Let’s not belittle the SEC’s accomplishments of the past seven years, all of them ending with crystal football. In six of those years, the league’s national champ finished in the top 10 nationally in total D.

But the last two games, Alabama has looked nothing like a vintage SEC defense.

The wheels, effectively, came off as the Tide, allowed a combined 819 yards and 79 points over their final two games. This from a team that went into the regular-season finale allowing 263.9 yards (third in FBS) and 9.3 points (first).

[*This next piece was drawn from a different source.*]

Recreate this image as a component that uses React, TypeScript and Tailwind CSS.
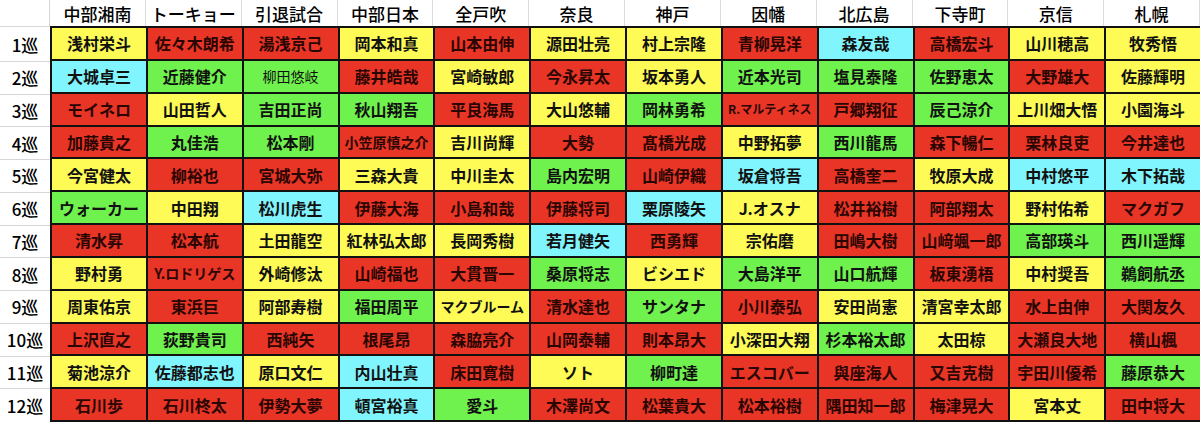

Meanwhile, the Sooners — from a conference where defense is more often than not optional — showed their No. 14 ranking is no fluke as they picked off AJ McCarron twice in the first half and forced a fumble. In all, Oklahoma forced four turnovers and scored 28 points off of them.

The cameras panned to his famous girlfriend and mom ad nauseam, a duo that have garnered more than their fare share of airtime as McCarron became one of college football’s biggest stars.

His resume will show a pair of national titles, a Maxwell and Johnny Unitas Golden Arm Award and a Heisman Trophy runner-up. It will show a program-best 36 wins and a senior season in which he became the first quarterback in Alabama’s storied history to throw for over 3,000 yards in a season.

It will also show a sendoff that, despite a career-high 387 passing yards and two TDs, included a pair of costly interceptions (it was his fourth multi-pick game in 40 starts) as the Sooners built that 14-point halftime lead.

McCarron was also sacked a season-high seven times and struggled with a Sooners defense that presented constant pressure. The lasting image there will be a game-sealing fumble on McCarron’s last snap as Eric Striker stripped the ball, leading to Geneo Grissom’s TD.

His legacy is cemented, but this wasn’t the finale that anyone could expected from McCarron.

Benched in the fourth quarter against West Virginia on Sept. 7 after a period in which he threw more interceptions (two) than completions (one), it took an injury to Blake Bell for Knight to move back into the starting spot more than two months later against Iowa State.

With both QBs available Thursday night, Stoops went with Knight because of a skill set that has historically given the Crimson Tide fits. Their last four losses came courtesy of Auburn’s Cam Newton (2010), LSU’s Jordan Jefferson (2011), Texas A&M’s Johnny Manziel (’12) and, this season against Nick Marshall and Co. in the Iron Bowl.

But it wasn’t Knight’s legs necessarily that hurt the Tide — though his ability to throw on the run was key — he ran for just seven yards on five carries — but his arm as he passed for 348 yards, four TDs and a pick. By halftime, he already had 206 yards and three scores and was completing passes at a 78.3 percent clip.

The question now is whether they’re still dealing with a QB quandary in Norman?

Bell was the more proficient of the two all season with a 60.1 completion rate in the regular season to Knight’s 52.2 and had a better rating (132.2 to 105.6), but Knight’s performance against a team that many still believed, before this game, was the nation’s best, will be hard to bypass.

The 2014 opener against Louisiana Tech is more than eight months away, but after this steady, impressive performance, it would be stunning if anyone but Knight is under center for that one.

Trevor Knight threw for 301 of his 348 yards and three of his four touchdowns in the first half against the Crimson Tide.

Saban has been known to stockpile running backs as if there’s a shortage. He signed four in his 2013 class after bringing in two in ’12, one in ’11 and three in ’10.

It’s a necessity given the way he typically rides a two-man rotation at the position and this season that has been 1,100-yard rusher T.J. Yeldon and Kenyan Drake (694). But in the loss to the Sooners, Saban showed just how deep his stable of backs goes.

Freshman Derrick Henry, who had 282 yards while appearing in eight games, starred as he ran for 100 yards and a score on eight carries. He also had 61 yards and another TD on one reception.

In a surprising turn, Drake didn’t touch the ball once despite no reports or rumblings of injury or other transgressions.

Henry’s emergence and Drake’s disappearance sets up what should be an intriguing debate in Tuscaloosa. Though after the struggles on defense, there will be plenty of those.